Exposure compensation is especially easy with mirrorless cameras. Simply adjust your exposure as you look through the EVF. If your camera has zebras or blown highlight warnings, active those and use the exposure compensation until the warnings are just no longer visible.
Shoot in Raw
This could be a tip for any kind of photography. Of course, there are endless advantages to shooting in Raw rather than JPEG. Wildlife in particular often has challenging situations where it’s hard to control the light, and shooting in Raw will give you extra latitude to recover tonal information.

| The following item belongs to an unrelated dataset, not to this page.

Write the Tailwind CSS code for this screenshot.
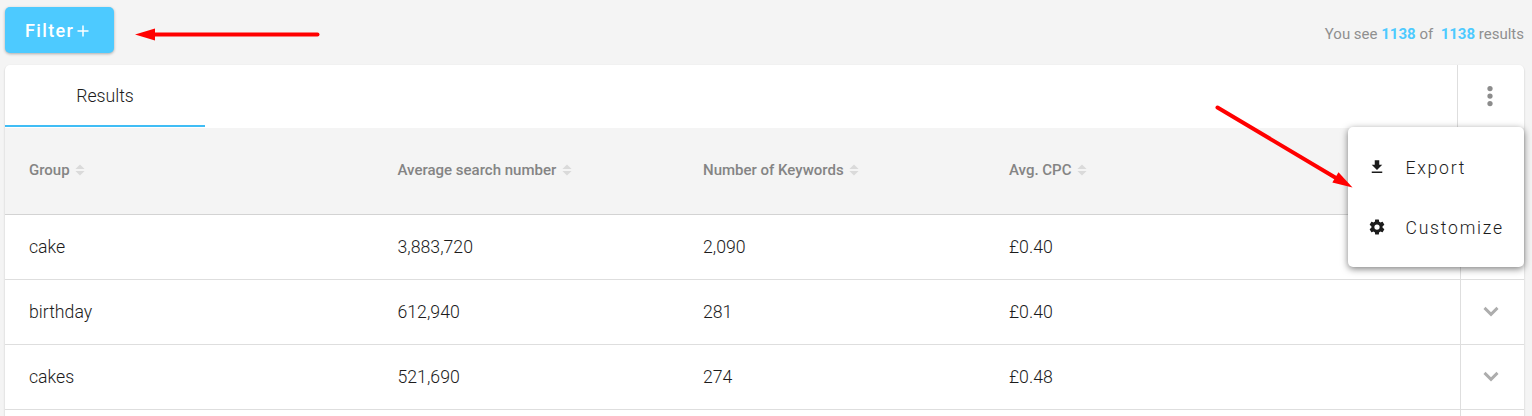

Also, some cameras in JPEG mode have noise reduction enabled, which won’t be as good as the noise reduction you can do in your post-processing. White balance is more easily corrected in Raw as well, and I’ve noticed that the auto white balance on some cameras struggle a lot with green leaves or grass.
Of course, this also means you should take time to learn the advanced features of your Raw developer too. By pushing your files to the limit, you can add that final 5% to a photo that will really make it outstanding.
Try to Incorporate Interesting Behavior
I like the bird on a stick as much as the next person, but it’s even more interesting to get some behavior in your shot. This is everything from animals in motion (there’s a reason birds in flight are a popular subject) to interactions between more than one animal. Most animals also spend a lot of time eating, which is a great time to get a unique picture of them!
Often you won’t have to wait long to see behavior because many animals eat and move all the time. Some behaviors happen very quickly, so I recommend using a higher shutter speed and high speed shooting (like 10FPS) to capture them.
I hope some of these tips will help you finding new wildlife possibilities. I use most of these every single time I’m out in the field, whether for photographing birds, mammals, macro subjects, or any other type of wildlife photography.
Even after shooting for years, I am still constantly learning new things about wildlife photography, and I encourage you to share your own tips in the comments!